When heading Downtown on a Saturday afternoon, it helps to know up front that the area may be many things—a salvation from bland suburbia, a refuge for artists, a gathering space for the anti-Vegas types, the real Las Vegas, a place to buy crack, a place to film Cops, a place to open a trendy little business or sell antiques or buy a bail bond.

In its Arts District, you will not find quaint sidewalk cafes and hordes of coffee-sipping urbanites chatting outside bookstores. Expect vacant storefronts, concrete buildings and empty sidewalks. That way you’re more open to enjoying Downtown’s Arts District for what it is—a collection of older buildings leased by hard-working, culture-centric dreamers, doers and visionaries.

For the Downtown newcomer, we suggest this easy route: Start by gorging on delicious but gringo-tized Mexican food at Casa Don Juan (1204 S. Main St.), then head across Main to Retro Vegas (1211 S. Main St.), where you’ll find a well-preserved collection of mid-mod furniture, retro ceramic ashtrays, modernist wall hangings and dinette sets.

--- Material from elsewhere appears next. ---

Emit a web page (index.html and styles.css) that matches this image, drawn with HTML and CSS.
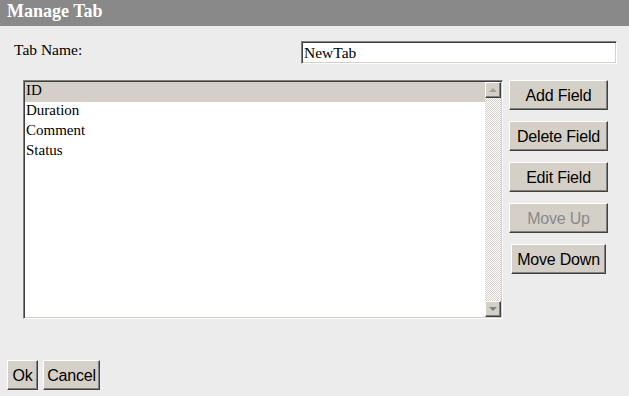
FILE: index.html
```html
<!DOCTYPE html>
<html>
<head>
<meta charset="utf-8">
<title>Manage Tab</title>
<link rel="stylesheet" href="styles.css">
</head>
<body>
<div class="dialog">
  <div class="header">Manage Tab</div>
  <div class="name-row">
    <label class="name-label" for="tabname">Tab Name:</label>
    <input class="name-input" id="tabname" type="text" value="NewTab">
  </div>
  <div class="main">
    <div class="listbox">
      <div class="items">
        <div class="item selected">ID</div>
        <div class="item">Duration</div>
        <div class="item">Comment</div>
        <div class="item">Status</div>
      </div>
      <div class="scrollbar">
        <div class="sb-btn"><span class="arrow-up"></span></div>
        <div class="sb-track"></div>
        <div class="sb-btn"><span class="arrow-down"></span></div>
      </div>
    </div>
    <div class="actions">
      <button class="btn wide">Add Field</button>
      <button class="btn wide">Delete Field</button>
      <button class="btn wide">Edit Field</button>
      <button class="btn wide disabled">Move Up</button>
      <button class="btn movedown">Move Down</button>
    </div>
  </div>
  <div class="footer">
    <button class="btn ok">Ok</button>
    <button class="btn cancel">Cancel</button>
  </div>
</div>
</body>
</html>
```

FILE: styles.css
```css
html, body {
  margin: 0;
  padding: 0;
  background: #ececec;
}
.dialog {
  width: 629px;
  height: 396px;
  background: #ececec;
  font-family: "Liberation Serif", "Times New Roman", serif;
}
.header {
  height: 26px;
  box-sizing: border-box;
  padding: 0 0 4px 7px;
  line-height: 22px;
  background: #898989;
  color: #ffffff;
  font-weight: bold;
  font-size: 18px;
}
.name-row {
  display: flex;
  justify-content: space-between;
  align-items: flex-start;
  margin-top: 15px;
  padding: 0 12px 0 14px;
  height: 23px;
}
.name-label {
  font-size: 15.5px;
  line-height: 17px;
  color: #000;
}
.name-input {
  width: 316px;
  height: 23px;
  box-sizing: border-box;
  margin: 0;
  padding: 0 2px;
  font-family: "Liberation Serif", "Times New Roman", serif;
  font-size: 15.5px;
  color: #000;
  background: #fff;
  border: 1px solid;
  border-color: #808080 #ffffff #ffffff #808080;
  box-shadow: inset 1px 1px 0 #404040, inset -1px -1px 0 #d4d0c8;
  outline: none;
}
.main {
  display: flex;
  align-items: flex-start;
  gap: 6px;
  margin-top: 16px;
  padding-left: 23px;
}
.listbox {
  width: 480px;
  height: 239px;
  box-sizing: border-box;
  display: flex;
  background: #fff;
  border: 1px solid;
  border-color: #808080 #ffffff #ffffff #808080;
  box-shadow: inset 1px 1px 0 #404040, inset -1px -1px 0 #d4d0c8;
  padding: 1px;
}
.items {
  flex: 1;
  font-size: 15px;
  color: #000;
}
.item {
  line-height: 17px;
  padding: 0 0 3px 1px;
}
.item.selected {
  background: #d4d0c8;
}
.scrollbar {
  width: 16px;
  display: flex;
  flex-direction: column;
}
.sb-btn {
  width: 16px;
  height: 16px;
  box-sizing: border-box;
  background: #d4d0c8;
  border: 1px solid;
  border-color: #ffffff #404040 #404040 #ffffff;
  box-shadow: inset -1px -1px 0 #808080;
  display: flex;
  align-items: center;
  justify-content: center;
}
.sb-track {
  flex: 1;
  background: repeating-conic-gradient(#d4d0c8 0 25%, #ffffff 0 50%) 0 0 / 2px 2px;
}
.arrow-up {
  width: 0;
  height: 0;
  border-left: 4px solid transparent;
  border-right: 4px solid transparent;
  border-bottom: 4px solid #a0a0a0;
}
.arrow-down {
  width: 0;
  height: 0;
  border-left: 4px solid transparent;
  border-right: 4px solid transparent;
  border-top: 4px solid #808080;
}
.actions {
  width: 99px;
  display: flex;
  flex-direction: column;
  align-items: center;
  gap: 11px;
}
.btn {
  height: 30px;
  box-sizing: border-box;
  margin: 0;
  padding: 2px 0 0 0;
  font-family: "Liberation Sans", Arial, sans-serif;
  font-size: 16px;
  letter-spacing: -0.2px;
  color: #000;
  background: #d4d0c8;
  border: 1px solid;
  border-color: #ffffff #404040 #404040 #ffffff;
  box-shadow: inset -1px -1px 0 #808080;
  text-align: center;
  cursor: default;
}
.btn.wide {
  width: 99px;
}
.btn.movedown {
  width: 95px;
}
.btn.disabled {
  color: #8a8a8a;
}
.footer {
  display: flex;
  gap: 5px;
  margin-top: 41px;
  padding-left: 7px;
}
.btn.ok {
  width: 31px;
}
.btn.cancel {
  width: 57px;
}
```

Nice little Downtown Saturday

From there, head south down Main Street, take a left on Colorado Avenue and walk to Casino Center Boulevard. This lands you in front of the Funkhouse (1228 S. Casino Center Blvd.), where you’ll find more vintage offerings and just about everything you never knew existed.

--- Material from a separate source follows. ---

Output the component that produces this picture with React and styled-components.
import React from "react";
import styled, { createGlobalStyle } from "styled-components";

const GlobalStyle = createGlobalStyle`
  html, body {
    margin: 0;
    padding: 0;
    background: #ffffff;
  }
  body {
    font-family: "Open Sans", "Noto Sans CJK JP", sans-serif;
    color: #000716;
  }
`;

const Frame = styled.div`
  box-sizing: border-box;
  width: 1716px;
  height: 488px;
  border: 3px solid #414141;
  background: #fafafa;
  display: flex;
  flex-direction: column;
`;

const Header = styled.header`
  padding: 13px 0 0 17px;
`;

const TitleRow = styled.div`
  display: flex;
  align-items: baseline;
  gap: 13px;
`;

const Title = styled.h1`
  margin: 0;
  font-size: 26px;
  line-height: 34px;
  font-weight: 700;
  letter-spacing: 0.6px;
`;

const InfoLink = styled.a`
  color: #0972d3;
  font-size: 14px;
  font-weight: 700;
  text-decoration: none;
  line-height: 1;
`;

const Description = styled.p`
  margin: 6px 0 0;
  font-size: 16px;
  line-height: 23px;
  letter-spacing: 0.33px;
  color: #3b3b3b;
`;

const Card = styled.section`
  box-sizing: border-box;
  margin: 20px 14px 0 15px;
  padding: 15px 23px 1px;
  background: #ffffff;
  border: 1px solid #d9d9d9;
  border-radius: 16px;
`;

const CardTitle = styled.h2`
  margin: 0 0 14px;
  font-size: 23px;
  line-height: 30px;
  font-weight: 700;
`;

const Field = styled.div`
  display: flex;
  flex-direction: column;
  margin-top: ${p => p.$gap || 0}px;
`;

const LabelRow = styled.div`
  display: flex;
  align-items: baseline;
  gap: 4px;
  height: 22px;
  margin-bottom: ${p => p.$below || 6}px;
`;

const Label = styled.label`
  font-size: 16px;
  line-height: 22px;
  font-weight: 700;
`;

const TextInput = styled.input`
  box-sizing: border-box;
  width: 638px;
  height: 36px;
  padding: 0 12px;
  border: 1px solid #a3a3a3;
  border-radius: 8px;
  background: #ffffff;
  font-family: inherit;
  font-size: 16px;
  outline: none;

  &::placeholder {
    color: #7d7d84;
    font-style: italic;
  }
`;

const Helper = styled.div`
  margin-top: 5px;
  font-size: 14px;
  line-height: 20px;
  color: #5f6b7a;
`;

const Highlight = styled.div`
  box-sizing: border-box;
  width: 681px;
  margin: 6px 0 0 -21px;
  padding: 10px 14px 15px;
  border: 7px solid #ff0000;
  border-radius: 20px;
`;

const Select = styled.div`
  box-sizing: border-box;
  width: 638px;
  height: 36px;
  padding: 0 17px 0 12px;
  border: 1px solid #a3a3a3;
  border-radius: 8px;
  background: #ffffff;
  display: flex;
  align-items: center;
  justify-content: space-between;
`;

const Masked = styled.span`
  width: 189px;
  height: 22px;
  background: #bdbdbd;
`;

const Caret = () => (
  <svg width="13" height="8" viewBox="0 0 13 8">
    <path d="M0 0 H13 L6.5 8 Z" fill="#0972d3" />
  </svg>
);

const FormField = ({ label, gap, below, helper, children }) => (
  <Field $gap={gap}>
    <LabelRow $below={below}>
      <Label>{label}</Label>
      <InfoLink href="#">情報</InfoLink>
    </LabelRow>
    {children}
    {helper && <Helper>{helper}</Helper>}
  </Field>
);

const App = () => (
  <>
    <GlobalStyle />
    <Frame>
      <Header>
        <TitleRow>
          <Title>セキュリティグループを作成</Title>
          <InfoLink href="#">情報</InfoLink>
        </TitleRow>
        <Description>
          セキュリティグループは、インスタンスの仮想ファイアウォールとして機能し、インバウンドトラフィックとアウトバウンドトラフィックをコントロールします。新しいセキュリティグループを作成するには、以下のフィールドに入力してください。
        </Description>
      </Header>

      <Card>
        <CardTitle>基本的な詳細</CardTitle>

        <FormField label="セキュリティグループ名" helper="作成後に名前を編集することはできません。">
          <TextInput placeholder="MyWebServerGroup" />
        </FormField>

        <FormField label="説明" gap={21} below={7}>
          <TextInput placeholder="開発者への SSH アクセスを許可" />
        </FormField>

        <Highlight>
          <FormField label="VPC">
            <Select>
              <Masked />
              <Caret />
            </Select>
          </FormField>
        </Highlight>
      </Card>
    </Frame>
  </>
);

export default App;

Then head east across Casino Center Boulevard to Williams Costumes Co. (1226 S. Third St.), a gem of a costume company that has been outfitting Las Vegas since 1954. The Gypsy Den (213 E. Colorado Ave.), which specializes in vintage clothes and accessories, is directly across the street.

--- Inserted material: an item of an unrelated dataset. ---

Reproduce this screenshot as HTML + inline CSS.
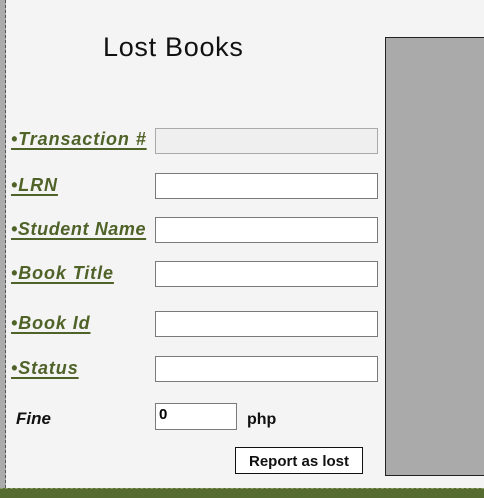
<html><head><style>
body{margin:0;width:484px;height:497px;background:#f4f4f4;position:relative;overflow:hidden;font-family:"Liberation Sans",sans-serif}
.strip{position:absolute;left:0;top:0;width:5px;height:488px;background:#ababab;border-right:1px dashed #555}
.t{position:absolute;left:103px;top:32px;font-size:27px;color:#111;letter-spacing:0.7px}
.l{position:absolute;left:11px;font-size:18px;font-weight:bold;font-style:italic;color:#4f6228;text-decoration:underline;text-decoration-thickness:2px;text-underline-offset:3px;letter-spacing:0.9px}
.i{position:absolute;left:155px;width:221px;height:24px;border:1px solid #7a7a7a;background:#fff}
.g{position:absolute;left:385px;top:37px;width:110px;height:437px;background:#aaa;border:1px solid #222}
.b{position:absolute;left:0;top:488px;width:484px;height:9px;background:#566b30;border-top:1px dashed #8a9a60}
</style></head><body>
<div class="strip"></div>
<div class="t">Lost Books</div>
<div class="g"></div>
<div class="l" style="top:129px">•Transaction #</div>
<div class="i" style="top:128px;background:#efefef;border-color:#aaa"></div>
<div class="l" style="top:175px">•LRN</div>
<div class="i" style="top:173px"></div>
<div class="l" style="top:219px;letter-spacing:0.6px">•Student Name</div>
<div class="i" style="top:217px"></div>
<div class="l" style="top:263px">•Book Title</div>
<div class="i" style="top:261px"></div>
<div class="l" style="top:313px">•Book Id</div>
<div class="i" style="top:311px"></div>
<div class="l" style="top:358px">•Status</div>
<div class="i" style="top:356px"></div>
<div style="position:absolute;left:16px;top:409px;font-size:17px;font-weight:bold;font-style:italic;color:#111">Fine</div>
<div style="position:absolute;left:155px;top:403px;border:1px solid #7a7a7a;background:#fff;font-size:15px;font-weight:bold;padding-left:3px;box-sizing:border-box;width:82px;height:27px;line-height:22px">0</div>
<div style="position:absolute;left:247px;top:411px;font-size:16px;font-weight:bold;color:#111">php</div>
<div style="position:absolute;left:235px;top:447px;width:126px;height:25px;border:1px solid #111;background:#fff;font-size:15px;font-weight:bold;text-align:center;line-height:27px;color:#111">Report as lost</div>
<div class="b"></div>
</body></html>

When finished there, go back to Casino Center Boulevard, walk three blocks north to Charleston Boulevard, where on your left you’ll find Brett Wesley Gallery (1112 Casino Center Blvd.), which features a diverse selection of more conventional contemporary art and photography. Gaia (4 E. Charleston Blvd.), an eco-friendly plant and flower shop that features art exhibits, is just beyond that. The Arts Factory is directly across Charleston Boulevard. Enter the back of Arts Factory to visit Trifecta Gallery (107 E. Charleston Blvd.), which features mostly contemporary representational art with an emphasis on illustration and painting, and the Contemporary Arts Center, a longtime institution which exhibits cutting-edge, mostly emerging and experimental art.

If you’d rather stuff yourself with tablouli before taking your Downtown stroll, start at Paymon’s Mediterranean Bistro (107 E. Charleston Blvd., at the east end of the Arts Factory), walk around to the back of the building and into the Arts Factory, and you can hit all the stops in reverse order.

If there's time, make a trip to the Attic, 1018 S. Main St., where the funky and vintage collide, and stylish, wacky threads from the past mix with vintage radios, sunglasses, hats, art, jewelry and more.